Reliable Performance Above and Below Ground
Another advantage of HDPE is its versatility. It can be used in both above-ground and buried applications. Above ground, HDPE is often deployed in temporary bypass systems, mining operations, and raw water transfers where toughness and portability are essential. Below ground, HDPE thrives in demanding conditions. It is designed to withstand soil loads, H20 and E80 traffic ratings, and variable site conditions without the need for protective casing. The Plastics Pipe Institute’s HDPE Handbook even identifies burial scenarios where engineering design calculations are unnecessary, as long as installation conditions are met, conditions that align with most municipal requirements.
This flexibility extends to specialised installation methods. HDPE is the product of choice for horizontal directional drilling, pipe bursting, and slip lining, making it ideal for trenchless construction. These methods minimise surface disruption, reduce community impact, and lower overall project costs. Cities like Miami Beach, which faced leaking sewer force mains threatening its beaches, solved the problem by replacing failing legacy systems with HDPE. Similarly, in Houston, trenchless installations using HDPE allowed the city to meet federal deadlines for leak reduction without tearing up neighbourhoods.
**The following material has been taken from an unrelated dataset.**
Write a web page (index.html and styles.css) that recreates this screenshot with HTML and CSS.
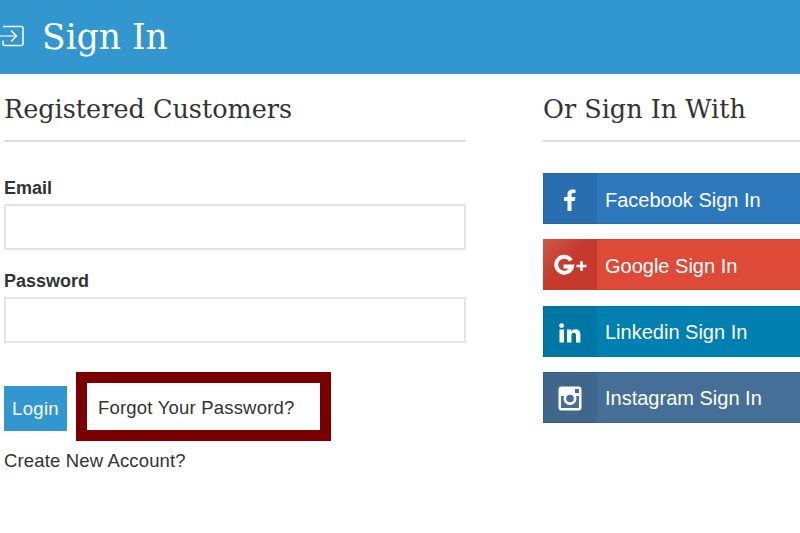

These examples illustrate how HDPE not only performs better in service but also supports faster, cleaner, and more cost-effective construction.
Sustainability That Supports Future Generations
With sustainability now a driving force in public works decision-making, HDPE stands apart from legacy products. It has the lowest carbon footprint of any piping material, both during manufacturing and across its full life cycle. Produced using byproducts of the petrochemical process that would otherwise be flared into the atmosphere, HDPE transforms waste gases into high-performance infrastructure materials. Modern electric manufacturing processes further minimise emissions.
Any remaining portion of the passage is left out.